The request –
Lines containing the string "this" are to be counted; report the number and nothing more.

Data rows –

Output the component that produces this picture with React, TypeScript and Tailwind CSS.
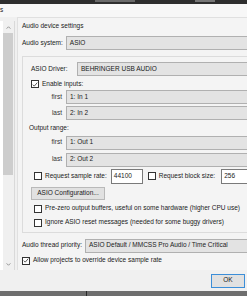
...
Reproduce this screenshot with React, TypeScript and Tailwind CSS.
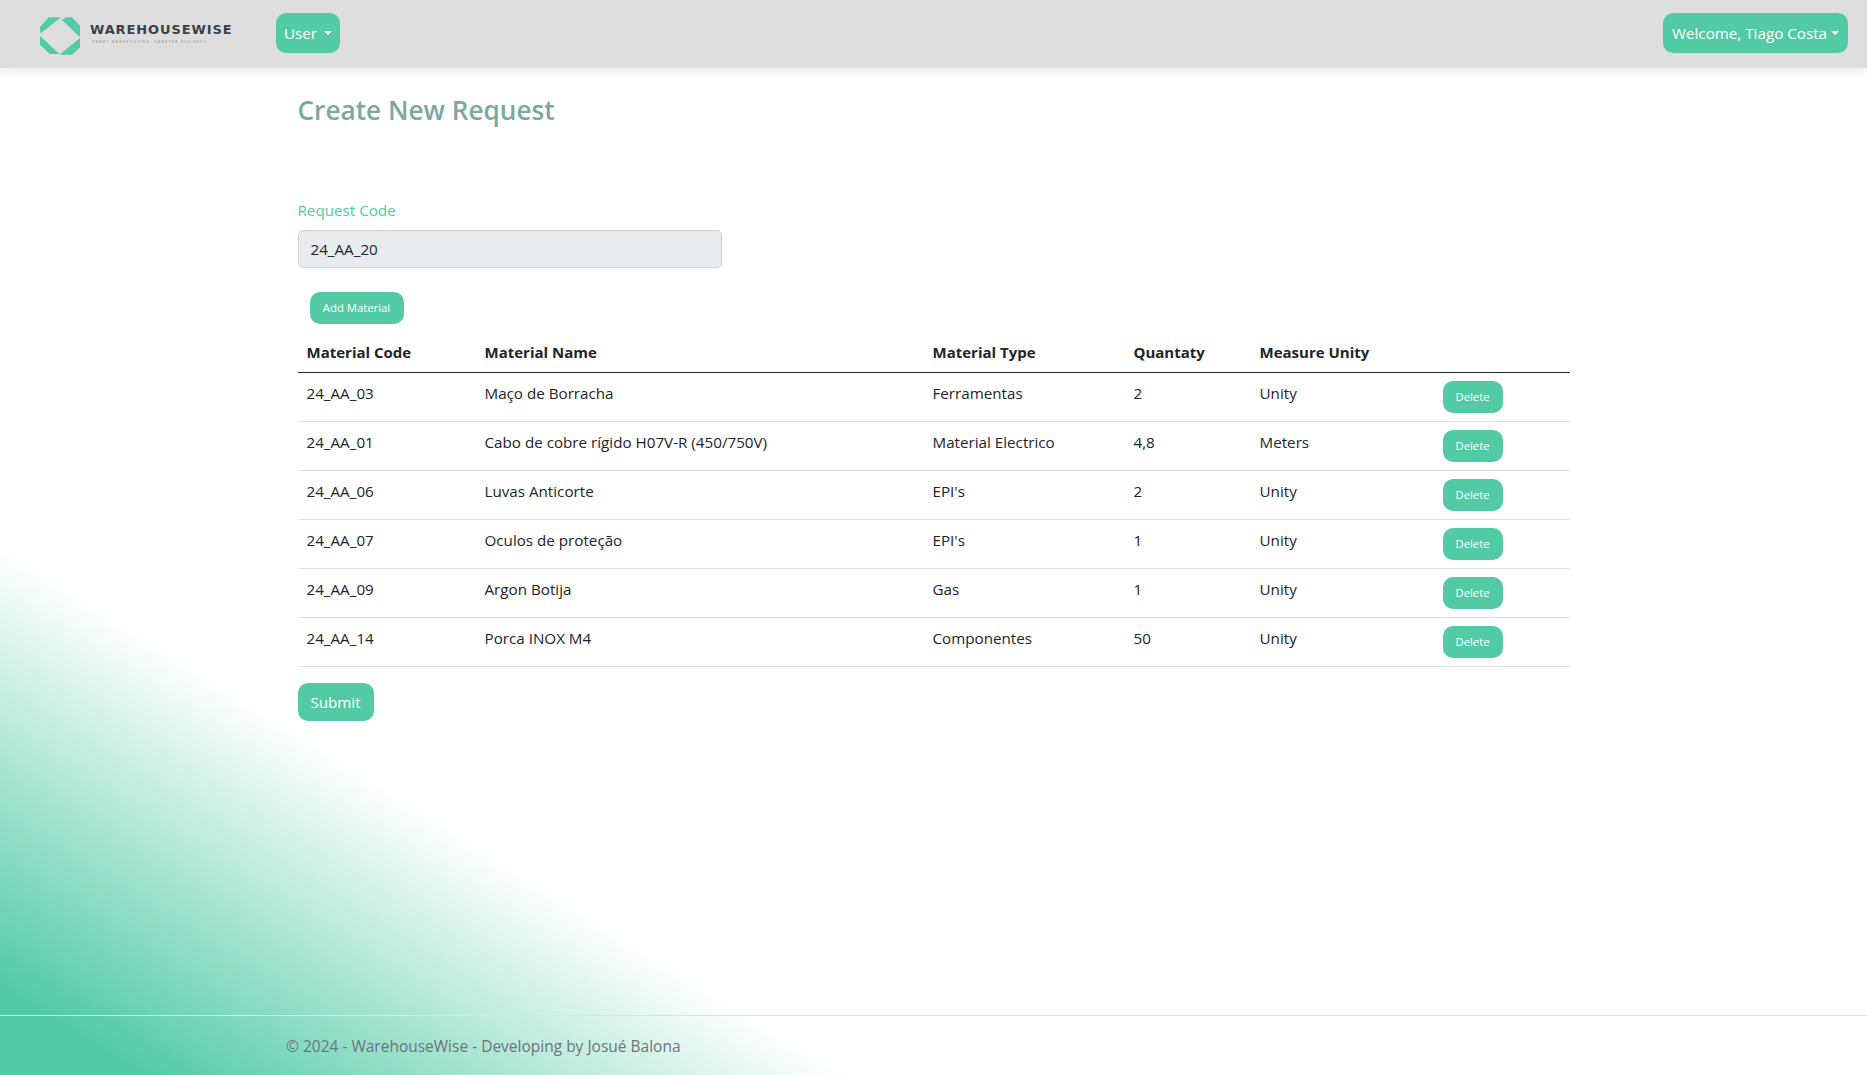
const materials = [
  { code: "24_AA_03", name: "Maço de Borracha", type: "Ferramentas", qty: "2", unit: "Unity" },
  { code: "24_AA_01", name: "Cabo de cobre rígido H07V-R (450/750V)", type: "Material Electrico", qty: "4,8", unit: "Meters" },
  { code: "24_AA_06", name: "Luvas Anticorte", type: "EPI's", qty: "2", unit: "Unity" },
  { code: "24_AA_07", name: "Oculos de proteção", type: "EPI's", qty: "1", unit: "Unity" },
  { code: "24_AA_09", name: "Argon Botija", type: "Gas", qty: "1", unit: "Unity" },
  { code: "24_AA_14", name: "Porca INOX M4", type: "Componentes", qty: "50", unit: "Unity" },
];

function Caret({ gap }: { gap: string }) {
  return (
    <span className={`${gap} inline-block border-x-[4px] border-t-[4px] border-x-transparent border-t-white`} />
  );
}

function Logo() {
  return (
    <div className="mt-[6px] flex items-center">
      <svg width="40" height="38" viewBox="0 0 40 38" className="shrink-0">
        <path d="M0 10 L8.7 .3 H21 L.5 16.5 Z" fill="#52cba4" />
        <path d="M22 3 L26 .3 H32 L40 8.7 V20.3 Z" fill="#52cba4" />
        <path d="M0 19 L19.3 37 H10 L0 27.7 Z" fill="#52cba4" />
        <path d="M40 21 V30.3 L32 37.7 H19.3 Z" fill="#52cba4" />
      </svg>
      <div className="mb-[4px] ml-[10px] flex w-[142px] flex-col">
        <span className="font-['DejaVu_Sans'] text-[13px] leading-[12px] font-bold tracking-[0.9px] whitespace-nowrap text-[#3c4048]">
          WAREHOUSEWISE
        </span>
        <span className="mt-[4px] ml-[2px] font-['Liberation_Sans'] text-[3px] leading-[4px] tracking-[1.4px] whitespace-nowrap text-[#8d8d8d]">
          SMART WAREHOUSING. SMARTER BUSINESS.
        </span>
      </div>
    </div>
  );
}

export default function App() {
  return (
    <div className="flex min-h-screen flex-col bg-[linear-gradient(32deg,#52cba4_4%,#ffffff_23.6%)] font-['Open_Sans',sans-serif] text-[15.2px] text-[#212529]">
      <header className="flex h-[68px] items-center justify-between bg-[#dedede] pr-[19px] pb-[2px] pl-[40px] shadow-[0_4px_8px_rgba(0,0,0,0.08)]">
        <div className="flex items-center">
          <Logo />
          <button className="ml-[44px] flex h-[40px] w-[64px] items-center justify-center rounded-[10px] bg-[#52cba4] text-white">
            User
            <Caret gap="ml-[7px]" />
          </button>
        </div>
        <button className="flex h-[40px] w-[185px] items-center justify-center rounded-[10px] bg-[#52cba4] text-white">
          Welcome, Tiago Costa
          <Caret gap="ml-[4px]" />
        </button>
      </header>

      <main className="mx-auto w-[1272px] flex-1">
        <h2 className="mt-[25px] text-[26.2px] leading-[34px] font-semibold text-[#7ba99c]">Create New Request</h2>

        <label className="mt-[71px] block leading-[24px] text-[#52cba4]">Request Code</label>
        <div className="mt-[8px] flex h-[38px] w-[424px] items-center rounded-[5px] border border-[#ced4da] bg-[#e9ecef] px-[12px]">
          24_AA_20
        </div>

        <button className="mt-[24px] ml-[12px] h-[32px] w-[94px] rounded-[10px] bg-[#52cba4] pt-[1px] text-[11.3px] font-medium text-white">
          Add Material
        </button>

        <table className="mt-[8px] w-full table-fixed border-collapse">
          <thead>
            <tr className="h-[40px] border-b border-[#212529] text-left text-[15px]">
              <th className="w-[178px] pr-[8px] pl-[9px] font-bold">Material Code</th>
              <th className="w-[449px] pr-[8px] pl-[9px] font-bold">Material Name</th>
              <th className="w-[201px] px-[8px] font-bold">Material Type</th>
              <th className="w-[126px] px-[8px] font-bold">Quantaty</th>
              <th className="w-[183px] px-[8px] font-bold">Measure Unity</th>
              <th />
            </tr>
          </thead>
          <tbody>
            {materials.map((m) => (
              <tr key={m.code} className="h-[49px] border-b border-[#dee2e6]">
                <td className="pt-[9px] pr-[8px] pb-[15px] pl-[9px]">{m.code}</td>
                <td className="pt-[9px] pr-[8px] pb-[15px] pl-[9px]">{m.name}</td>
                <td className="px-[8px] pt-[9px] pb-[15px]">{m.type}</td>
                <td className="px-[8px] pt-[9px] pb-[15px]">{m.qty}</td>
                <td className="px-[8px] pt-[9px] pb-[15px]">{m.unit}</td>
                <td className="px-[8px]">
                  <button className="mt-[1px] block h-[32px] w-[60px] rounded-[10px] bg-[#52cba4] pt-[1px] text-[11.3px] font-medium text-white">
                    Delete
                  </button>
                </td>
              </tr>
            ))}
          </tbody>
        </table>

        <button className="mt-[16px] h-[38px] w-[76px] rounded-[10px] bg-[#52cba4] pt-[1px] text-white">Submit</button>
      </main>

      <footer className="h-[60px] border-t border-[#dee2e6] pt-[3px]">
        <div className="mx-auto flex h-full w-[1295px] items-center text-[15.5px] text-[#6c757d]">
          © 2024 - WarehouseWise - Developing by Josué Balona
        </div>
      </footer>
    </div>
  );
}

Written answer –
2